Walking home from the city center today pushing Tyler in the stroller, my eye caught an advertisement for the new Conan the Barbarian movie plastered along the side of a double-decker bus.
Under an image of Conan as biceps-and-pecs-the-size-of-Texas, the movie's slogan was printed in all caps: BORN ON THE BATTLEFIELD.
Immediately,my mind jumped back to four years ago, when Jen and I were leaving the movie theater in Flagstaff, Arizona after having watched The Freedom Writers, and we saw the movie poster for the latest Rambo installment. The slogan on that one? HEROES DON'T DIE. THEY JUST RELOAD.
So, along my walk home, my mind started a little mini-synthesis paper. (Perhaps I miss the classroom a bit, or maybe the rain that had begun pouring made me pensive.) I combined both movie slogans and came up with one that presents a fairly accurate depiction of what many men see as their culture-proclaimed epitome of manhood is: REAL MEN ARE BORN TOUGH; THEY LIVE TOUGH; THEY NEVER DIE (BUT IF THEY WERE TO DIE, THEY WOULD DIE TOUGH).
But when I tried to enter the next layer of synthesis and try to make my slogan fit men generally, or even any man specifically, I was stuck.
Thing is, a lot of men profess drivel like this. A lot of us y-chromosome-wielding guys might claim that toughness, battles, and reloading guns is what masculinity is all about. But the truth is, no man really believes it. (Though he may be suckered into it by the way his dad raised him, one too many Rambo films, video games where you can kill your opponent a thousand different ways, and bully-peer-coolness culture in our schools.)
See, every male student I've ever taught at the middle, high school, or college level has all had one thing in common: a heck of a lot of pretense. (This, by the way, includes yours truly.) In other words, all men learn that sooner or later, you've got to act the part and try to look cool, act tough, and carry a big stick / gun / sword / mouth / name-brand-clothing-that-has-been-advertised-by-a-guy-with--yes--pecs-as-big-as-the-state-of-Texas.
But every man knows, deep down, that this is all one big load of baloney. Because we men know how we feel. We know that we get sad; we get happy; we get lonely; we get scared (even terrified); we get needy; we get contemplative (yup, even those guys who you'd never expect it from); we want to get real.
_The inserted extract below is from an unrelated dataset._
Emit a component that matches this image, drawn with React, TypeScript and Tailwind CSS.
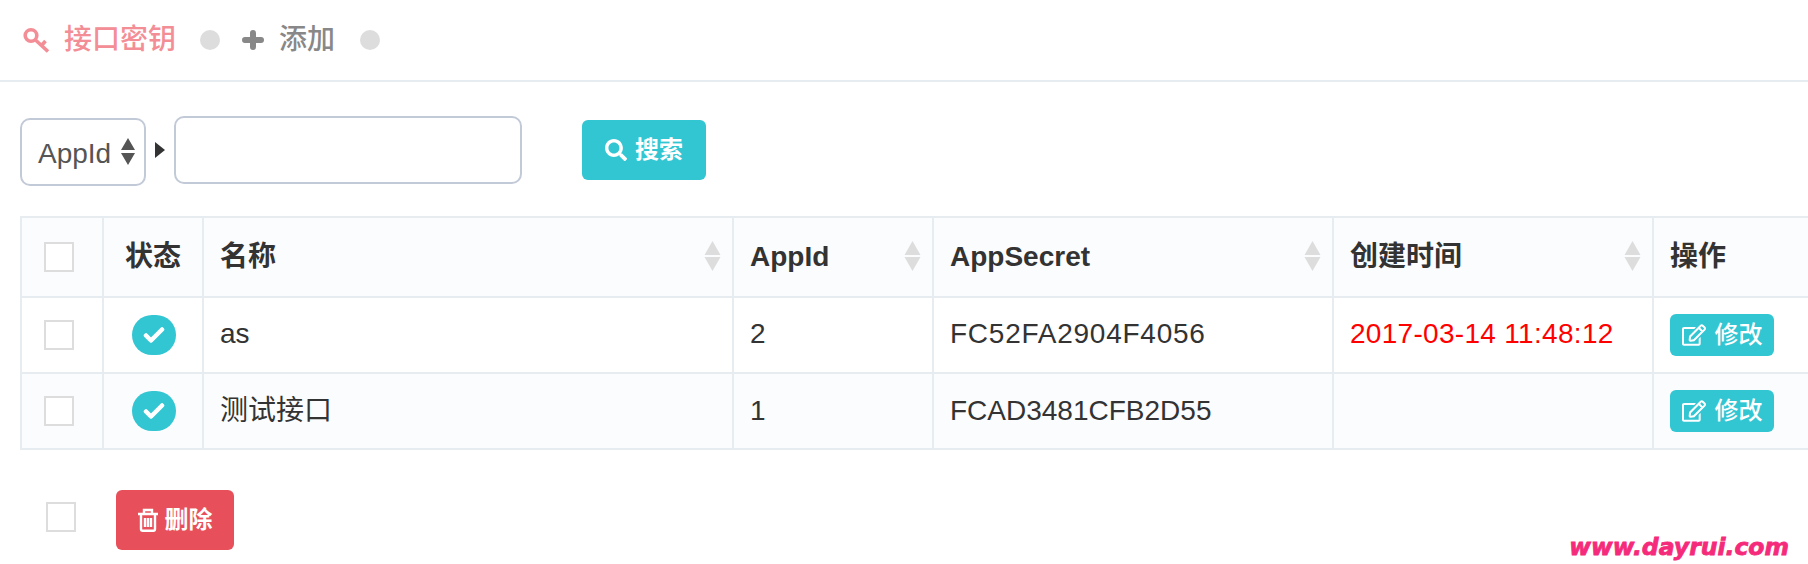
import { FaRegEdit, FaSearch } from 'react-icons/fa';

const font = 'font-["Liberation_Sans","Noto_Sans_CJK_SC",sans-serif]';

function Checkbox({ className = '' }: { className?: string }) {
  return <span className={`block h-[30px] w-[30px] border-2 border-[#dddddd] bg-white ${className}`} />;
}

function KeyIcon() {
  return (
    <svg width="28" height="26" viewBox="0 0 28 26" fill="none" stroke="#f38d96" strokeWidth="3.6">
      <circle cx="8" cy="8.5" r="5.8" />
      <path d="M12.5 13l12.5 11.5M18.5 18.5l4-4.5" />
    </svg>
  );
}

function PlusIcon() {
  return (
    <svg width="22" height="20" viewBox="0 0 22 20" className="ml-[22px]" fill="none" stroke="#888888" strokeWidth="6" strokeLinecap="round">
      <path d="M3 10h16M11 3v14" />
    </svg>
  );
}

function TrashIcon() {
  return (
    <svg width="20" height="24" viewBox="0 0 20 24" fill="none" stroke="white" strokeWidth="2.4">
      <path d="M0 6h20M6 6V2h8v4M3 6v15c0 1 .6 1.8 1.6 1.8h10.8c1 0 1.6-.8 1.6-1.8V6M7 10v9M10 10v9M13 10v9" />
    </svg>
  );
}

function SortIcon() {
  return (
    <svg width="17" height="30" viewBox="0 0 17 30" className="absolute right-[11px] top-[23px]" fill="#dddddd">
      <path d="M8.5 0l8 14H.5zM.5 16h16l-8 14z" />
    </svg>
  );
}

function StatusIcon() {
  return (
    <span className="mx-auto flex h-[40px] w-[44px] items-center justify-center rounded-full bg-[#32c5d2]">
      <svg width="22" height="18" viewBox="0 0 22 18" fill="none" stroke="white" strokeWidth="4.5" strokeLinecap="round" strokeLinejoin="round">
        <path d="M3 9.5l5 5 11-11" />
      </svg>
    </span>
  );
}

function EditButton() {
  return (
    <button className="flex h-[42px] w-[104px] items-center justify-center gap-[9px] rounded-[6px] bg-[#32c5d2] text-[24px] font-medium text-white">
      <FaRegEdit size={24} />
      修改
    </button>
  );
}

const cell = 'relative border-2 border-[#e7ecf1] pl-[16px] pr-[14px] align-middle';
const boxCell = 'relative border-2 border-[#e7ecf1] pl-[22px] align-middle';

export default function App() {
  return (
    <div className={`h-[564px] w-[1808px] overflow-hidden bg-white text-[#333333] ${font}`}>
      <div className="flex h-[82px] items-center border-b-2 border-[#e7ecf1] pl-[23px] text-[28px] font-medium">
        <KeyIcon />
        <span className="ml-[13px] text-[#f38d96]">接口密钥</span>
        <span className="ml-[24px] h-[20px] w-[20px] rounded-full bg-[#dddddd]" />
        <PlusIcon />
        <span className="ml-[15px] text-[#888888]">添加</span>
        <span className="ml-[25px] h-[20px] w-[20px] rounded-full bg-[#dddddd]" />
      </div>

      <div className="flex items-center pl-[20px] pt-[32px]">
        <div className="mt-[4px] flex h-[68px] w-[126px] items-center rounded-[10px] border-2 border-[#c2cad8] pl-[16px] text-[28px] text-[#555555]">
          <span className="pt-[4px]">AppId</span>
          <svg width="14" height="28" viewBox="0 0 14 28" className="ml-[10px]" fill="#555555">
            <path d="M7 0l7 12H0zM0 15h14L7 27z" />
          </svg>
        </div>
        <svg width="10" height="16" viewBox="0 0 10 16" className="ml-[9px]" fill="#333333">
          <path d="M0 0l10 8-10 8z" />
        </svg>
        <div className="ml-[9px] h-[68px] w-[348px] rounded-[10px] border-2 border-[#c2cad8]" />
        <button className="ml-[60px] flex h-[60px] w-[124px] items-center justify-center gap-[8px] rounded-[6px] bg-[#32c5d2] text-[24px] font-bold text-white">
          <FaSearch size={22} />
          搜索
        </button>
      </div>

      <div className="mt-[30px] pl-[20px]">
        <table className="w-[1832px] table-fixed border-collapse text-left text-[28px]">
          <colgroup>
            <col className="w-[82px]" />
            <col className="w-[100px]" />
            <col className="w-[530px]" />
            <col className="w-[200px]" />
            <col className="w-[400px]" />
            <col className="w-[320px]" />
            <col className="w-[200px]" />
          </colgroup>
          <thead>
            <tr className="h-[80px] bg-[#fbfcfd] font-bold">
              <th className={boxCell}>
                <Checkbox />
              </th>
              <th className="relative border-2 border-[#e7ecf1] text-center align-middle">状态</th>
              <th className={cell}>
                名称
                <SortIcon />
              </th>
              <th className={cell}>
                AppId
                <SortIcon />
              </th>
              <th className={cell}>
                AppSecret
                <SortIcon />
              </th>
              <th className={cell}>
                创建时间
                <SortIcon />
              </th>
              <th className={cell}>操作</th>
            </tr>
          </thead>
          <tbody>
            <tr className="h-[76px]">
              <td className={boxCell}>
                <Checkbox />
              </td>
              <td className={cell}>
                <StatusIcon />
              </td>
              <td className={`${cell} pb-[2px]`}>as</td>
              <td className={`${cell} pb-[2px]`}>2</td>
              <td className={`${cell} pb-[2px] tracking-[0.75px]`}>FC52FA2904F4056</td>
              <td className={`${cell} pb-[2px] tracking-[0.3px] text-[#ff0000]`}>2017-03-14 11:48:12</td>
              <td className={cell}>
                <EditButton />
              </td>
            </tr>
            <tr className="h-[76px] bg-[#fbfcfd]">
              <td className={boxCell}>
                <Checkbox />
              </td>
              <td className={cell}>
                <StatusIcon />
              </td>
              <td className={cell}>测试接口</td>
              <td className={cell}>1</td>
              <td className={cell}>FCAD3481CFB2D55</td>
              <td className={cell} />
              <td className={cell}>
                <EditButton />
              </td>
            </tr>
          </tbody>
        </table>
      </div>

      <div className="relative mt-[40px] flex items-center pl-[46px]">
        <Checkbox className="mb-[7px]" />
        <button className="ml-[40px] flex h-[60px] w-[118px] items-center justify-center gap-[7px] rounded-[6px] bg-[#e7505a] text-[24px] font-bold text-white">
          <TrashIcon />
          删除
        </button>
        <span className='absolute right-[19px] top-[46px] font-["DejaVu_Sans"] text-[23.5px] font-bold italic leading-none text-[#f52a7a] [-webkit-text-stroke:0.8px_#f52a7a]'>
          www.dayrui.com
        </span>
      </div>
    </div>
  );
}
I think there are a lot of us guys out here who would rather push a stroller than wield a sword.
Writers like Robert Bly, who popularized the notion of this secret, innate-warriorness / wildness / aggressiveness that all men possess and which has somehow been crushed by women, talk a big game. Their words get a lot of guys fired up, thinking to themselves, Hey, maybe Bly is right. I am a warrior. I need a sword! I need a gun! I need to tell this nagging lady to be quiet so I can lead the way! After all, Bly must be right because, hey, didn't they give him a Pulitzer Prize? And didn't John Eldridge translate Bly's notion of the wild man for the Christian male with Wild at Heart?
But in reality, maybe we men are starting to come to some new conclusions:
1. Courage isn't necessarily about one big moment of power and aggressiveness with a sword or a gun. It might be more about the way we live; the way treat people; the way we learn to love when it's excruciatingly hard to do so.
2. I'd just as soon drink a cup of tea and watch a rom-com with my wife rather than kill a thousand people on a video game.
3. It's a heck of a lot more fun to be honest rather than hide. Hiding gets old. Boring. Tired old script; same old hiding places. Ugh.
4. There's got to be something better out there--some better model.
And there is! Men like Atticus Finch present a far more beautiful--and courageous--notion of what authentic masculinity should look like (and could, really could, look like).
In the Acknowledgements section of his bestselling book Guyland, author Michael Kimmel writes movingly about the wish he has for his sons. He quotes a poet and Pulitzer-prize winner (three times!) far different than Mr. Bly. Kimmel cites Adrienne Rich's wishes for her own sons--that they would "have the courage of women" regarding his sons, too.
What a beautiful desire: that we men would learn the courage of women--the courage to love when it's hard, to live not only the moments of glory but also the moments no one sees (that are no less valiant or brave). To walk among the noble souls who live not only for battle, but for peace.
Conan and Rambo may wield power when it comes to the masculine ideal, but men like Atticus Finch have another kind of courage and power entirely: the masculine real. real love; real conviction; real courage for the long journey. And I, for one, am a heck of a lot more interested in that.